The long effect from shoulder to bust and the military shoulders are notable features of the style, the back, and sides of which are smoothly adjusted, while the fronts, which are fitted by a dart at the top and gathers at the waistline, puff out attractively in blouse fashion.
The fronts may be reversed and worn open or lapped in double-breasted fashion and closed to the bust or throat, and a peplum lengthens the coat in a fancy outline at the lower edge.
The dip outline is emphasized by a belt that has its rounding ends crossed and is in girdle fashion at the back.
The deep flare collar, mounted on a standing part in military baud style with overlapping ends, may roll slightly or be turned down all around.
The comfortably loose sleeves had a slight fullness at the top and gathered at the wrist with turn-back cuffs mounted on straight bands.
The outside seam ends at the elbow, and a lining supports the sleeve. The cuff, as well as the flared collar, may be omitted.
The coat will be very dressy in black or brown velvet decorated with tinsel braid or heavy lace applique. Tinsel cloth or rich silk or satin could face the revers, and the edges followed with chinchilla or ermine.
A luxurious coat for theatre wear is of gray velvet, with white peau do soie for the lining and revers facing; a beautiful jeweled belt is worn, giving a brilliant touch to the whole.
We have pattern No. 4021 in seven sizes for ladies from thirty to forty-two inches, bust measure.
To make the coat for a lady of medium size needs three yards and three-eighths of goods thirty inches wide, with five-eighths of a yard of satin twenty inches wide for the belt.
Price of pattern, 9d. or 20 cents.
Ladies’ Circular Skirt No. 4487
No. 4487 Ladies’ Circular Skirt, with Inverted Box-Plait at the Back; and having a Scalloped Circular Flounce Set On, from Beneath which the Skirt may be Cut Away.
To be made with the Conventional or Decided Dip at the Top, and in Short-Sweep' or Round Length.
For Description see Page 616.
This skirt is illustrated on page 613, in figures Nos. 184 T and 208 T, and on the first cover page.
An applied circular, rippling flounce that shows a scalloped upper outline is an impressive feature of the skirt, which is made of mode cloth, with a machine-stitched strapping of the material for the decorative finish.
The skirt is of circular shaping and is dart-fitted over the hips; it has the elegant Marie Antoinette dip at the top that may be conventional or more pronounced, according to individual preference.
The mode may be in round or short-sweep length at the bottom wherein the medium sizes it measures about three yards and one-fourth, and the flounce about four yards and one-fourth.

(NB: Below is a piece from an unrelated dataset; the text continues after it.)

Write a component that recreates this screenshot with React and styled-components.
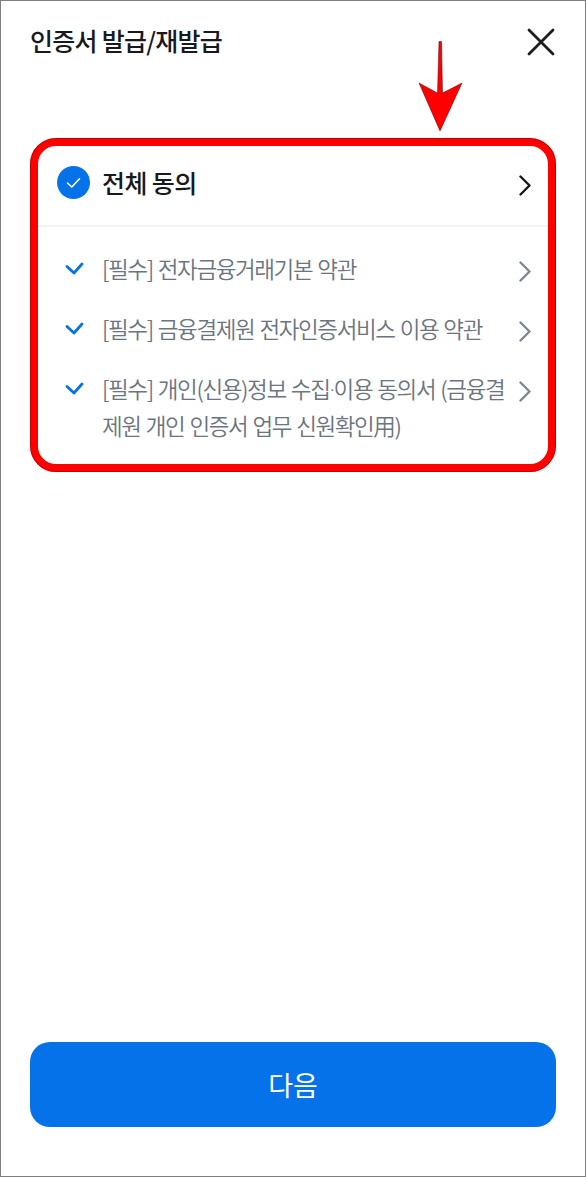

The fullness at the back is laid in an inverted box-plait, and the skirt may end at the top of the flounce or extend beneath it.
Wide fabrics are recommended for reproducing the mode, and braid, machine-stitching or strappings of the material, silk, or satin may be applied as a finish.
We have pattern No. 4487 in nine sizes for ladies from twenty to thirty-six inches waist, or thirty-seven to fifty-eight and one-half inches hip measure.
To make the skirt for a lady of twenty-four inches waist or forty-one inches hip, if it is to extend under the flounce, needs three yards and one-half of fabric fifty-eight inches wide, and if it is to be cut away from beneath the frill, three yards of fabric in the same width.
Price of pattern, Is. or 25 cents.
“Descriptions of Figures in Colors, Tints, Etc., Shown on First Page of Cover and Pages 571 to 591 Inclusive,” in The Delineator: An Illustrated Magazine of Literature and Fashion, Paris-London-New York-Toronto: The Butterick Publishing Co. Ltd., Vol. LXI, No. 5, November 1900, p. 590, 602, 608, 613, 616-617.
Editor's Note: Some terminology used in the description of women's clothing during the 1800s and early 1900s has been changed to reflect more modern terms. For example, a women's "Toilette" -- a form of costume or outfit has an entirely different common meaning in the 21st century. Typical terms applied to "toilette" include outfit, ensemble, or costume, depending on context.
Note: We have edited this text to correct grammatical errors and improve word choice to clarify the article for today’s readers. Changes made are typically minor, and we often left passive text “as is.” Those who need to quote the article directly should verify any changes by reviewing the original material.